> **Given problem**
Can you transcribe the data exactly? Leave the pictures out.

> **Extracted information**
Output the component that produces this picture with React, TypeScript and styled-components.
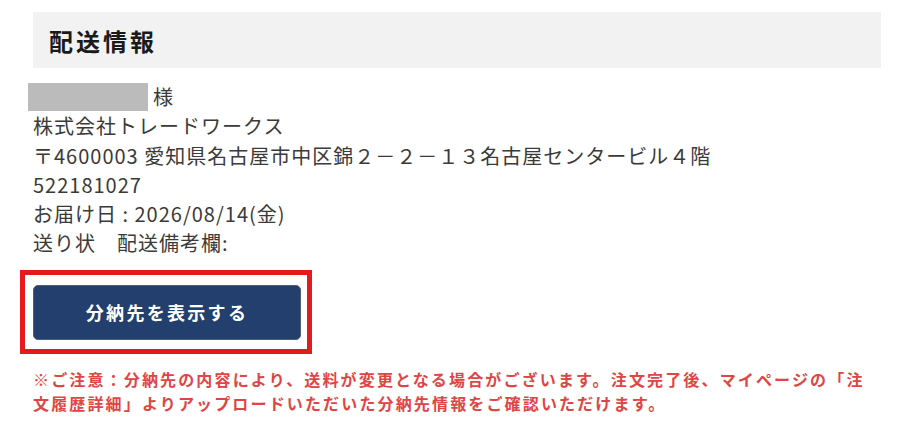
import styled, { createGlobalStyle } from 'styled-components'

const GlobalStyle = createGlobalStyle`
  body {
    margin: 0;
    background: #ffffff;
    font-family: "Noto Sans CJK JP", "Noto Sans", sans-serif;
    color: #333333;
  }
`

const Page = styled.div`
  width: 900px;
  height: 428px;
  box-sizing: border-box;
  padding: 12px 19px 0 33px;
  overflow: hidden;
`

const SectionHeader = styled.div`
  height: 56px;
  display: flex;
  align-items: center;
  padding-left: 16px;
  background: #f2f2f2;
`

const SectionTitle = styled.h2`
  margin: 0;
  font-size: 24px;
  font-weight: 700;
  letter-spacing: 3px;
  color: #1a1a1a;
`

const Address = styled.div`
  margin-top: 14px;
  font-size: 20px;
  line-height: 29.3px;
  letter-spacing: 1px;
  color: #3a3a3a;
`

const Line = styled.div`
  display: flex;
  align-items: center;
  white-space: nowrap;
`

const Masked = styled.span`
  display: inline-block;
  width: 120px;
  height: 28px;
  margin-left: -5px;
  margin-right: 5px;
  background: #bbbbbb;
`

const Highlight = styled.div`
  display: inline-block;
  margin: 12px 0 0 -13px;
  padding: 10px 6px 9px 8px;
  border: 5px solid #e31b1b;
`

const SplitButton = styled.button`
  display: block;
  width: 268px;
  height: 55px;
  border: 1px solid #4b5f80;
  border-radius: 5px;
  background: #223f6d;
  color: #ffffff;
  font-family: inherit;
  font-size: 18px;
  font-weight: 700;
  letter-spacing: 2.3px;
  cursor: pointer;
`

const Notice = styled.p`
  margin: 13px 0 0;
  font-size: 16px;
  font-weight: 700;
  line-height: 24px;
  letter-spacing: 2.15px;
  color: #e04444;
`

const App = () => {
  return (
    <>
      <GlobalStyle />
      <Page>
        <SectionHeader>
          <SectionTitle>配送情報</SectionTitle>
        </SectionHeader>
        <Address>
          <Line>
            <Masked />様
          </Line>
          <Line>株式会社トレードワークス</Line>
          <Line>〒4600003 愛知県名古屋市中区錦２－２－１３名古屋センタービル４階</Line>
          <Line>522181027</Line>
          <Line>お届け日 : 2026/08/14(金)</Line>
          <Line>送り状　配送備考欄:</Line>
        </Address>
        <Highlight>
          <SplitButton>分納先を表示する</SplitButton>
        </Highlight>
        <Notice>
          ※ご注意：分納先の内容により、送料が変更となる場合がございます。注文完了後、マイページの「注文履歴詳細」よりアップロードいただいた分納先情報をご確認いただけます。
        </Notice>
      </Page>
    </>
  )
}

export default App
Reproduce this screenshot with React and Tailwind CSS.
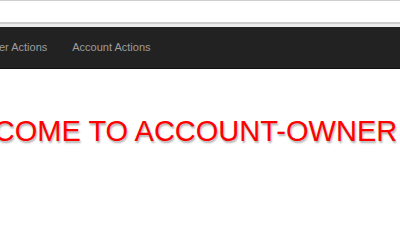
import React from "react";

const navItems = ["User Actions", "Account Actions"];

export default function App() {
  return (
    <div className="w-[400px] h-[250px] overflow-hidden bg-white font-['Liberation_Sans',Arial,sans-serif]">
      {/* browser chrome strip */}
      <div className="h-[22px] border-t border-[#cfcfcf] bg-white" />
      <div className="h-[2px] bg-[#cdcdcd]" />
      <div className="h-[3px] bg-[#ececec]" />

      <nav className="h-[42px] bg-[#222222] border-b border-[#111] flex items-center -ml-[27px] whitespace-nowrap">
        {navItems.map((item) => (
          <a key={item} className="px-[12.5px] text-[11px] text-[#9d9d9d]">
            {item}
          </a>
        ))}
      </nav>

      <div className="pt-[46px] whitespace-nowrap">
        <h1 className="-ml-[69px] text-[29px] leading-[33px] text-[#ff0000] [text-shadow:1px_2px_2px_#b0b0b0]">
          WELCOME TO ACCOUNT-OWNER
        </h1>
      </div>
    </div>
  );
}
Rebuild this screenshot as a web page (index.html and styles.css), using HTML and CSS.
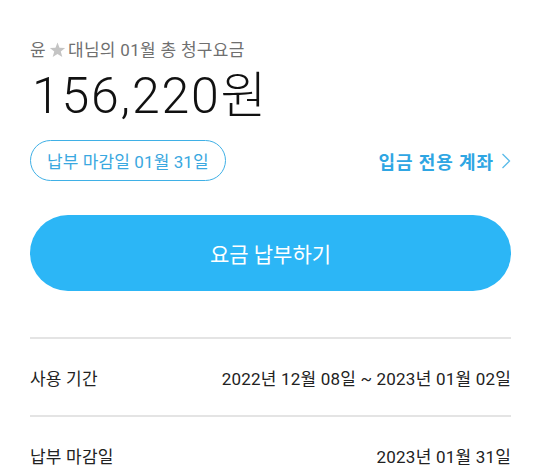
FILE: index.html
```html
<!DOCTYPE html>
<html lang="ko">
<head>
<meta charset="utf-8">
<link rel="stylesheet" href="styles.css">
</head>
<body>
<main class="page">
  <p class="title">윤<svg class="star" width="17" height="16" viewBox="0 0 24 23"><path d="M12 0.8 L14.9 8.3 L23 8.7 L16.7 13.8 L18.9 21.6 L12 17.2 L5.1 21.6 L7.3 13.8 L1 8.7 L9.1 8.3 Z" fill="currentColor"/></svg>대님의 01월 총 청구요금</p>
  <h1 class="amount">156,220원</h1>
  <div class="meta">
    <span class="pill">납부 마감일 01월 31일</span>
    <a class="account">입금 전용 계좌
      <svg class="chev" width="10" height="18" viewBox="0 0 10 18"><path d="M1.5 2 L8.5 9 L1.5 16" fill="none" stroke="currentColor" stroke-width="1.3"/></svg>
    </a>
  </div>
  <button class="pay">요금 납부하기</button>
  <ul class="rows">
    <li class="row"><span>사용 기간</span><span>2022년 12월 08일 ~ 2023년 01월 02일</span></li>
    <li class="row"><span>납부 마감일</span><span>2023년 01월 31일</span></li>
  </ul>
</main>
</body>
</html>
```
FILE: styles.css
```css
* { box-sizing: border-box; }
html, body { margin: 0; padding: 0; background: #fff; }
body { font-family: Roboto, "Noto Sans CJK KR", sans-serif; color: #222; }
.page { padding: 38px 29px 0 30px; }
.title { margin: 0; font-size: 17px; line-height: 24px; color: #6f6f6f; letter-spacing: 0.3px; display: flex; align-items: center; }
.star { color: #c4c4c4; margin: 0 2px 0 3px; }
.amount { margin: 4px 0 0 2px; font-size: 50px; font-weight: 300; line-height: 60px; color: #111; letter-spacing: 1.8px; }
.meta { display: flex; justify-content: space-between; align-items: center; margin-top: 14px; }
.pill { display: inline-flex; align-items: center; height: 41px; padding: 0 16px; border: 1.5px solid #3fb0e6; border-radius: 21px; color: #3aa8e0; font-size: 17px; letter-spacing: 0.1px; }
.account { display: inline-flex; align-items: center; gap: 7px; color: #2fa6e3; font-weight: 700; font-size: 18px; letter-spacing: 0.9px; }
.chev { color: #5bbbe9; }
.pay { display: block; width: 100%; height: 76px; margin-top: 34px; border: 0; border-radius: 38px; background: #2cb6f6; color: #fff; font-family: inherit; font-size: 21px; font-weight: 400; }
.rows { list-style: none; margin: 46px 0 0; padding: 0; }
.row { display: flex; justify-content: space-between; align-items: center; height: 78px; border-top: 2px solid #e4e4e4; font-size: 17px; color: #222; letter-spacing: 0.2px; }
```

> **Output of the task**
Output the component that produces this picture with React, TypeScript and styled-components.
import styled, { createGlobalStyle } from 'styled-components'

const GlobalStyle = createGlobalStyle`
  body {
    margin: 0;
    background: #ffffff;
    font-family: "Noto Sans CJK JP", "Noto Sans", sans-serif;
    color: #333333;
  }
`

const Page = styled.div`
  width: 900px;
  height: 428px;
  box-sizing: border-box;
  padding: 12px 19px 0 33px;
  overflow: hidden;
`

const SectionHeader = styled.div`
  height: 56px;
  display: flex;
  align-items: center;
  padding-left: 16px;
  background: #f2f2f2;
`

const SectionTitle = styled.h2`
  margin: 0;
  font-size: 24px;
  font-weight: 700;
  letter-spacing: 3px;
  color: #1a1a1a;
`

const Address = styled.div`
  margin-top: 14px;
  font-size: 20px;
  line-height: 29.3px;
  letter-spacing: 1px;
  color: #3a3a3a;
`

const Line = styled.div`
  display: flex;
  align-items: center;
  white-space: nowrap;
`

const Masked = styled.span`
  display: inline-block;
  width: 120px;
  height: 28px;
  margin-left: -5px;
  margin-right: 5px;
  background: #bbbbbb;
`

const Highlight = styled.div`
  display: inline-block;
  margin: 12px 0 0 -13px;
  padding: 10px 6px 9px 8px;
  border: 5px solid #e31b1b;
`

const SplitButton = styled.button`
  display: block;
  width: 268px;
  height: 55px;
  border: 1px solid #4b5f80;
  border-radius: 5px;
  background: #223f6d;
  color: #ffffff;
  font-family: inherit;
  font-size: 18px;
  font-weight: 700;
  letter-spacing: 2.3px;
  cursor: pointer;
`

const Notice = styled.p`
  margin: 13px 0 0;
  font-size: 16px;
  font-weight: 700;
  line-height: 24px;
  letter-spacing: 2.15px;
  color: #e04444;
`

const App = () => {
  return (
    <>
      <GlobalStyle />
      <Page>
        <SectionHeader>
          <SectionTitle>配送情報</SectionTitle>
        </SectionHeader>
        <Address>
          <Line>
            <Masked />様
          </Line>
          <Line>株式会社トレードワークス</Line>
          <Line>〒4600003 愛知県名古屋市中区錦２－２－１３名古屋センタービル４階</Line>
          <Line>522181027</Line>
          <Line>お届け日 : 2026/08/14(金)</Line>
          <Line>送り状　配送備考欄:</Line>
        </Address>
        <Highlight>
          <SplitButton>分納先を表示する</SplitButton>
        </Highlight>
        <Notice>
          ※ご注意：分納先の内容により、送料が変更となる場合がございます。注文完了後、マイページの「注文履歴詳細」よりアップロードいただいた分納先情報をご確認いただけます。
        </Notice>
      </Page>
    </>
  )
}

export default App
Reproduce this screenshot with React and Tailwind CSS.
import React from "react";

const navItems = ["User Actions", "Account Actions"];

export default function App() {
  return (
    <div className="w-[400px] h-[250px] overflow-hidden bg-white font-['Liberation_Sans',Arial,sans-serif]">
      {/* browser chrome strip */}
      <div className="h-[22px] border-t border-[#cfcfcf] bg-white" />
      <div className="h-[2px] bg-[#cdcdcd]" />
      <div className="h-[3px] bg-[#ececec]" />

      <nav className="h-[42px] bg-[#222222] border-b border-[#111] flex items-center -ml-[27px] whitespace-nowrap">
        {navItems.map((item) => (
          <a key={item} className="px-[12.5px] text-[11px] text-[#9d9d9d]">
            {item}
          </a>
        ))}
      </nav>

      <div className="pt-[46px] whitespace-nowrap">
        <h1 className="-ml-[69px] text-[29px] leading-[33px] text-[#ff0000] [text-shadow:1px_2px_2px_#b0b0b0]">
          WELCOME TO ACCOUNT-OWNER
        </h1>
      </div>
    </div>
  );
}
Rebuild this screenshot as a web page (index.html and styles.css), using HTML and CSS.
FILE: index.html
```html
<!DOCTYPE html>
<html lang="ko">
<head>
<meta charset="utf-8">
<link rel="stylesheet" href="styles.css">
</head>
<body>
<main class="page">
  <p class="title">윤<svg class="star" width="17" height="16" viewBox="0 0 24 23"><path d="M12 0.8 L14.9 8.3 L23 8.7 L16.7 13.8 L18.9 21.6 L12 17.2 L5.1 21.6 L7.3 13.8 L1 8.7 L9.1 8.3 Z" fill="currentColor"/></svg>대님의 01월 총 청구요금</p>
  <h1 class="amount">156,220원</h1>
  <div class="meta">
    <span class="pill">납부 마감일 01월 31일</span>
    <a class="account">입금 전용 계좌
      <svg class="chev" width="10" height="18" viewBox="0 0 10 18"><path d="M1.5 2 L8.5 9 L1.5 16" fill="none" stroke="currentColor" stroke-width="1.3"/></svg>
    </a>
  </div>
  <button class="pay">요금 납부하기</button>
  <ul class="rows">
    <li class="row"><span>사용 기간</span><span>2022년 12월 08일 ~ 2023년 01월 02일</span></li>
    <li class="row"><span>납부 마감일</span><span>2023년 01월 31일</span></li>
  </ul>
</main>
</body>
</html>
```
FILE: styles.css
```css
* { box-sizing: border-box; }
html, body { margin: 0; padding: 0; background: #fff; }
body { font-family: Roboto, "Noto Sans CJK KR", sans-serif; color: #222; }
.page { padding: 38px 29px 0 30px; }
.title { margin: 0; font-size: 17px; line-height: 24px; color: #6f6f6f; letter-spacing: 0.3px; display: flex; align-items: center; }
.star { color: #c4c4c4; margin: 0 2px 0 3px; }
.amount { margin: 4px 0 0 2px; font-size: 50px; font-weight: 300; line-height: 60px; color: #111; letter-spacing: 1.8px; }
.meta { display: flex; justify-content: space-between; align-items: center; margin-top: 14px; }
.pill { display: inline-flex; align-items: center; height: 41px; padding: 0 16px; border: 1.5px solid #3fb0e6; border-radius: 21px; color: #3aa8e0; font-size: 17px; letter-spacing: 0.1px; }
.account { display: inline-flex; align-items: center; gap: 7px; color: #2fa6e3; font-weight: 700; font-size: 18px; letter-spacing: 0.9px; }
.chev { color: #5bbbe9; }
.pay { display: block; width: 100%; height: 76px; margin-top: 34px; border: 0; border-radius: 38px; background: #2cb6f6; color: #fff; font-family: inherit; font-size: 21px; font-weight: 400; }
.rows { list-style: none; margin: 46px 0 0; padding: 0; }
.row { display: flex; justify-content: space-between; align-items: center; height: 78px; border-top: 2px solid #e4e4e4; font-size: 17px; color: #222; letter-spacing: 0.2px; }
```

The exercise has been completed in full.